Mr. Hammond

At 71 years-old, Mr. Hammond looks forward to his twilight years by indulging his gardening addiction. While most people his age are pushing around walkers or leaning on canes, Mr. Hammond can be found behind a tiller or maneuvering a weed whacker through his impressive garden. It’s an appropriate hobby for a man who’s self-sufficient, strong and independent. It’s also why he’s alive.

When the catastrophic failure of the Federal Levee System flooded New Orleans, Mr. Hammond did what thousands of his New Orleans neighbors did – he climbed into his attic. While the putrid water inched its way into the rafters and the oppressive summer heat suffocated the attic air, Mr. Hammond contemplated a solitary and tragic death. His days and nights were spent scrambling through a dark and acrid crawlspace warding off the swamp critters attempting to preserve their own lives. He could hear the Coast Guard helicopters picking neighbors off their roofs and delivering them to safety or at least a different kind of torment at The Superdome or The Convention Center. He knew they couldn’t see him. He knew they couldn’t help. He knew this might be how he died.

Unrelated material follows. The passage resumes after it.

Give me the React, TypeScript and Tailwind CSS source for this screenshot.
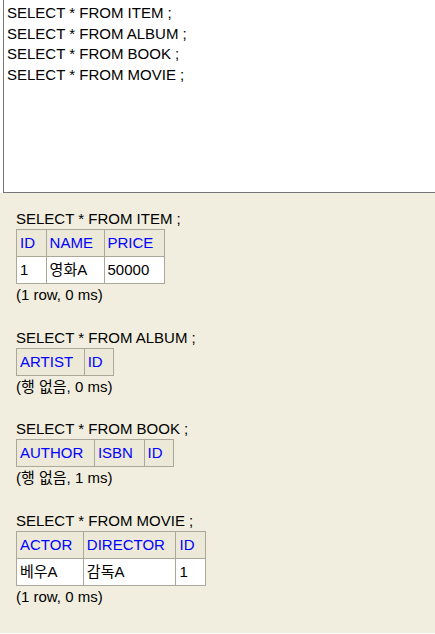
import React from "react";

type Block = {
  sql: string;
  cols: string[];
  rows: string[][];
  info: string;
};

const blocks: Block[] = [
  { sql: "SELECT * FROM ITEM ;", cols: ["ID", "NAME", "PRICE"], rows: [["1", "영화A", "50000"]], info: "(1 row, 0 ms)" },
  { sql: "SELECT * FROM ALBUM ;", cols: ["ARTIST", "ID"], rows: [], info: "(행 없음, 0 ms)" },
  { sql: "SELECT * FROM BOOK ;", cols: ["AUTHOR", "ISBN", "ID"], rows: [], info: "(행 없음, 1 ms)" },
  { sql: "SELECT * FROM MOVIE ;", cols: ["ACTOR", "DIRECTOR", "ID"], rows: [["베우A", "감독A", "1"]], info: "(1 row, 0 ms)" },
];

export default function App() {
  return (
    <div
      className="w-[435px] h-[634px] overflow-hidden bg-white text-black"
      style={{ fontFamily: '"Liberation Sans", "Noto Sans CJK KR", sans-serif' }}
    >
      <div className="h-[193px] pl-[3px]">
        <div className="h-full w-[500px] border-l border-b border-[#767676] pl-[3px] pt-[3px] text-[15px] leading-[20.7px]">
          <div>SELECT * FROM ITEM ;</div>
          <div>SELECT * FROM ALBUM ;</div>
          <div>SELECT * FROM BOOK ;</div>
          <div>SELECT * FROM MOVIE ;</div>
        </div>
      </div>
      <div className="h-[440px] bg-[#f1eedf] pl-[16px] pt-[15px] text-[15px] leading-[21px]">
        {blocks.map((b) => (
          <div key={b.sql}>
            <div>{b.sql}</div>
            <table className="border-collapse">
              <thead>
                <tr>
                  {b.cols.map((c) => (
                    <th
                      key={c}
                      className="border border-[#aca899] bg-[#ece9d8] pl-[3px] pr-[10.6px] py-[3px] leading-[20px] text-left font-normal text-[#0000ff]"
                    >
                      {c}
                    </th>
                  ))}
                </tr>
              </thead>
              <tbody>
                {b.rows.map((r, i) => (
                  <tr key={i}>
                    {r.map((v, j) => (
                      <td
                        key={j}
                        className="border border-[#aca899] bg-white pl-[3px] pr-[10.6px] py-[3px] leading-[20px]"
                      >
                        {v}
                      </td>
                    ))}
                  </tr>
                ))}
              </tbody>
            </table>
            <div>{b.info}</div>
            <div className="h-[21.6px]" />
          </div>
        ))}
      </div>
    </div>
  );
}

Instead of slinking into a wet corner and accepting a quiet water-logged grave, Mr. Hammond started to work. He harnessed his independence, cultivated through 35 years commercial truck driving, and started to pick. His bloodied and wrinkled hands chipped away through the wood, plaster, nails and wiring. Eventually, through scorching days and sleepless nights he created a hole large enough to pull his slender body through. The house he saved for his whole life – the house that represented thousands of miles of America’s highways and hours of sleepless overtime – was not going to be his coffin. A fellow New Orleanian heard his desperate cries and rescued him in a boat, thus beginning his real Katrina odyssey. He eventually made it to the Super Dome and then to Texas.

Earnest Hammond never debated whether he was coming back to New Orleans after Katrina. You don’t give your heart and soul to a city, raise your family in it, and build a modest but comfortable existence in it and abandon it when it gets a little wet. Instead, Mr. Hammond did what he always did; he went to work. He traded the solitary days and nights in an oppressive attic for the backbreaking solitude of gutting his water-logged possessions. When his home was cleared and still camping in his mildewed living room, he went searching for a loan. Quickly finding out that there are few banks willing to loan money to an old man with no credit history (Mr. Hammond always paid cash), the offers of assistance for a FEMA trailer were greatly appreciated.

FEMA was a tragic lifeline, eventually giving him a cramped trailer. The Louisiana Road Home was billed as a savior for the thousands of affected homeowners whose insurance was inadequate in supplying the necessary cash to rebuild. Mountains of paperwork, endless interviews and months and years of waiting eventually heralded a final decision: Denied. A bureaucratic enigma made Mr. Hammond ineligible for a Road Home Grant. His appeals were repeatedly denied and it appeared that if his house was going to be rebuilt, he would have to do it alone.

He knew he wouldn’t get a job driving trucks again because of his age. He knew he wouldn’t get a loan. He knew he had to do something, anything to get back home. Instead of throwing his hands in the air, he looked at the aluminum cans scattered on the streets of New Orleans. Mr. Hammond was going to rebuild his house by picking up one discarded beer can at a time. His plan was to trade aluminum for drywall. When staff from the Abandoned Building Project encountered Mr. Hammond, he had several thousand cans stashed in his gutted house. Outreach quickly linked Mr. Hammond with the Episcopal Rebuilding Initiative who used volunteers to rebuild this man’s little slice of New Orleans. There was never any debate whether Mr. Hammond would be back.